Bardella, 28, who took over the party leadership from Marine Le Pen in 2021, is one of France’s most popular politicians.

The June poll is seen as a key milestone ahead of France’s next presidential election in 2027, when Le Pen, who lead’s RN’s MPs, is expected to mount a fourth bid for the top job.

Dexit, maybe later

The co-leader of the far-right Alternative for Germany (AfD) party, Alice Weidel, said in January 2024 that the United Kingdom’s Brexit referendum was an example to follow for the EU’s most populous country.

Weidel said the party, currently Germany’s second most popular, wanted to reform EU institutions to curb the power of the European Commission and address what she saw as a democratic deficit.

But if the changes sought by the AfD could not be realised, “we could have a referendum on ‘Dexit’ – a German exit from the EU”, she said.

The AfD which has recently seen a significant drop in support as it contends with various controversies, had previously downgraded a “Dexit” scenario to a “last resort”.

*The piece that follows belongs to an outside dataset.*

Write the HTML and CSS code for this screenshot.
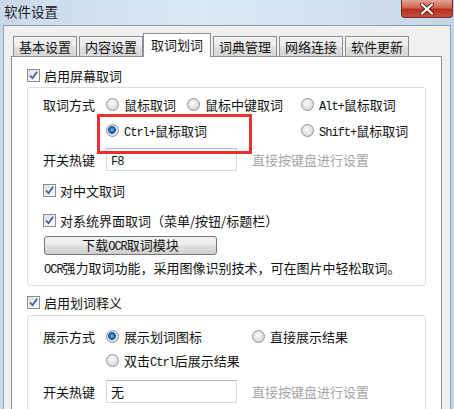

READ ALSO: ‘Wake-up call’: Far-right parties set to make huge gains in 2024 EU elections

Fixit, Swexit, Polexit…

Elsewhere the eurosceptic Finns Party, which appeals overwhelmingly to male voters, sees “Fixit” as a long-term goal.

The Sweden Democrats (SD) leader Jimmie Åkesson and leading MEP Charlie Weimers said in February in a press op ed that “Sweden is prepared to leave as a last resort”.

Once in favour of a “Swexit”, the party, which props up the government of Prime Minister Ulf Kristersson, in 2019 abandoned the idea of leaving the EU due to a lack of public support.

In November 2023 thousands of far-right supporters in the Polish capital Warsaw called for a “Polexit”.